LRM: I didn’t know you were making your grandpa’s life story. You’re talking about Pedro Gonzalez Gonzalez?
Clifton Collins Jr.: Yeah.
LRM: What angle are you going with your grandfather’s life story? Just on what he accomplished?
Clifton Collins Jr.: Literally it’s his journey to Groucho and it’s solved out. It’s the confidence for him to go after it. He started off as a young kid actor. He couldn’t read, but he was great at creating these shows with these routines in song and dance. At a very young age, he was the headliner of his own shows. For him, it was more Broadway. He thought his success would come from theater, because all this stuff was done on stage and not really in front of cameras. It’s literally his climb to getting an opportunity to be on the Groucho Marx Show and the impact he had. That’s really what launched him. From the age of seven until twenty-seven years, he had twenty years of practice. He was pretty ready for the Groucho Show when it happened.

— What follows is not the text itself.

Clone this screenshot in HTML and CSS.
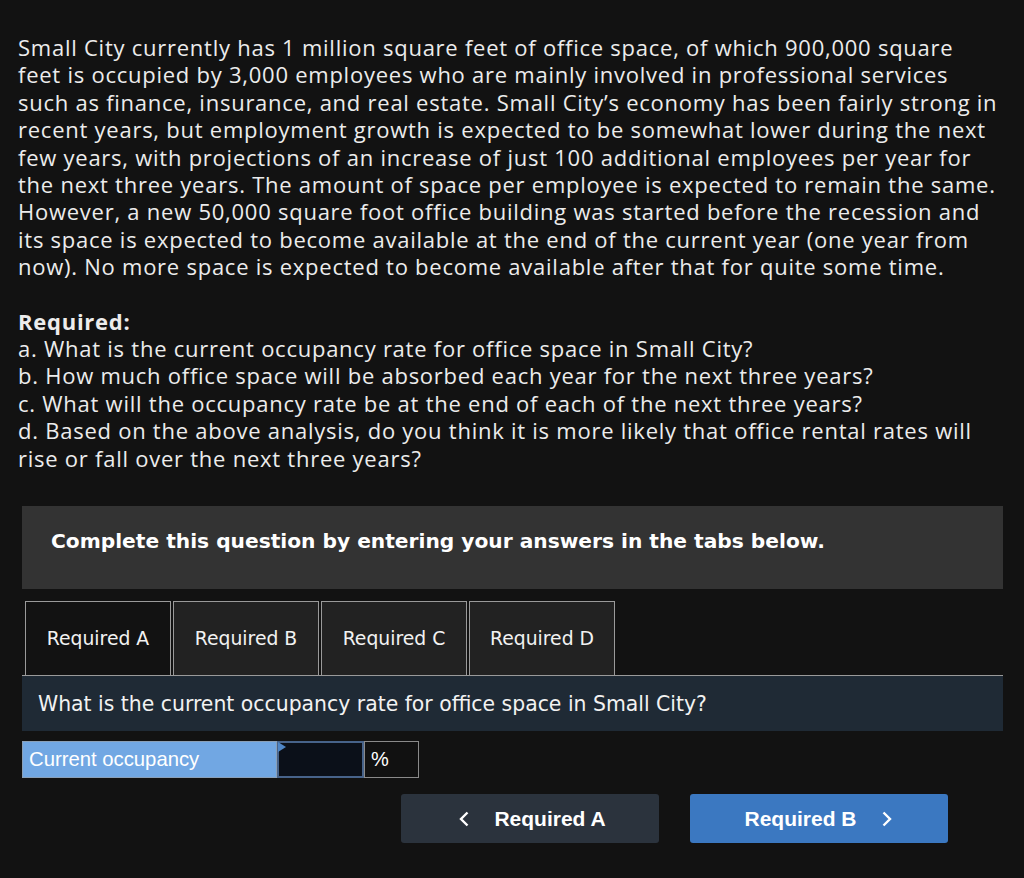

LRM: He’s a pioneer for Latinos in his own way.
Clifton Collins Jr.: Thank you, brother.
LRM: Speaking of which, how do you feel about Latinos in the Hollywood market today? It is a lot different, right?
Clifton Collins Jr.: I can’t really speak to that. I kind of stayed focused on all the work that I have to do. I try to attend certain events when I can. There’s a lot more work for Latinos–that’s certain. I don’t generally keep up on those details. I just like stuff that moves me regardless of nationalities or cultures or things that nature. There’s some good stuff out there right now.
LRM: I agree. There are lots plenty of good stuff. Let me wrap it up on one more question. I know you can’t really talk about the projects on Westworld or Once Upon A Time In Hollywood, but could you give us a tease on how much you’re going to look forward to those future projects?
Clifton Collins Jr.: [Quentin] Tarantino and Westworld are two of my favorite projects I’m working on. [Laughs] I’m just as excited as everybody else. It’s a lot of anxiety. It’s a lot of fun working with Tarantino. I had a lot of fun and watching [him work].
LRM: Hey, Clifton, I thank you very much for taking this afternoon to speak with me. I really appreciate it.